• **Stated task**
Which lines hold the word "this"? Show each of them.

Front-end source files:

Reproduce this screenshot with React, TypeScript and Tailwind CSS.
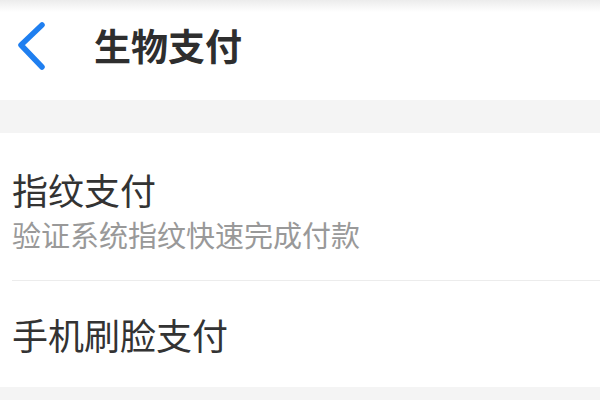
export default function App() {
  return (
    <div
      className="w-[600px] h-[400px] overflow-hidden bg-[#f4f4f4] flex flex-col"
      style={{ fontFamily: '"Noto Sans CJK SC", "Noto Sans", sans-serif' }}
    >
      {/* Navigation bar */}
      <header className="h-[100px] shrink-0 bg-[linear-gradient(to_bottom,#ececec,#ffffff_12px)] flex items-start">
        <div className="h-[90px] w-full flex items-center">
          <svg
            className="ml-[15px] shrink-0"
            width="34"
            height="50"
            viewBox="0 0 34 50"
            fill="none"
          >
            <path
              d="M27 5 L6 25 L27 47"
              stroke="#1f7ff0"
              strokeWidth="5.5"
              strokeLinecap="round"
              strokeLinejoin="round"
            />
          </svg>
          <h1 className="ml-[45px] text-[37px] leading-none font-bold text-[#2e2e2e]">
            生物支付
          </h1>
        </div>
      </header>

      {/* Section gap */}
      <div className="h-[33px] shrink-0" />

      {/* Settings list */}
      <div className="bg-white shrink-0">
        <div className="pl-[12px] pt-[38px] pb-[31px]">
          <div className="text-[36px] leading-[36px] text-[#333333]">指纹支付</div>
          <div className="mt-[13px] text-[29px] leading-[29px] text-[#999999]">
            验证系统指纹快速完成付款
          </div>
        </div>
        <div className="ml-[12px] h-px bg-[#ececec]" />
        <div className="h-[106px] pl-[12px] flex items-center">
          <div className="text-[36px] leading-[36px] text-[#333333]">手机刷脸支付</div>
        </div>
      </div>
    </div>
  );
}
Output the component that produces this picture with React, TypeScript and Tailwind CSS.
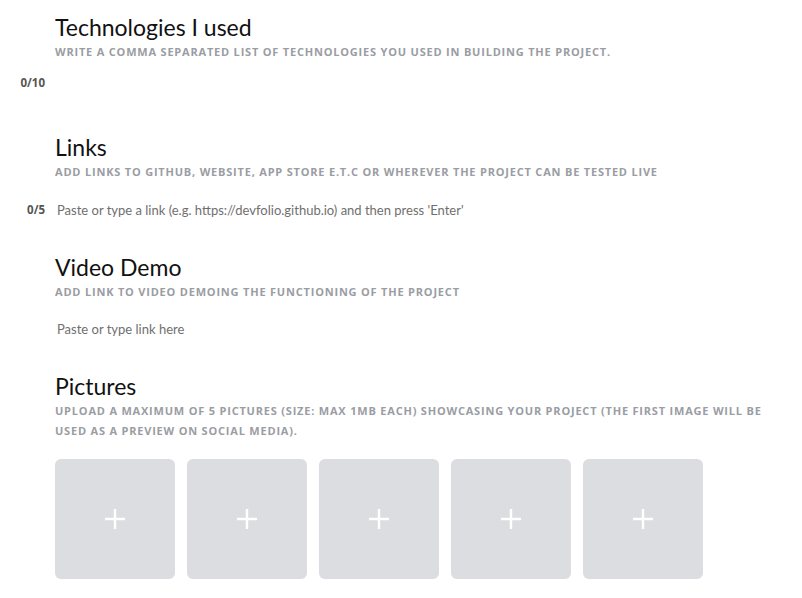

• **Result**
Reproduce this screenshot with React, TypeScript and Tailwind CSS.
Output the component that produces this picture with React, TypeScript and Tailwind CSS.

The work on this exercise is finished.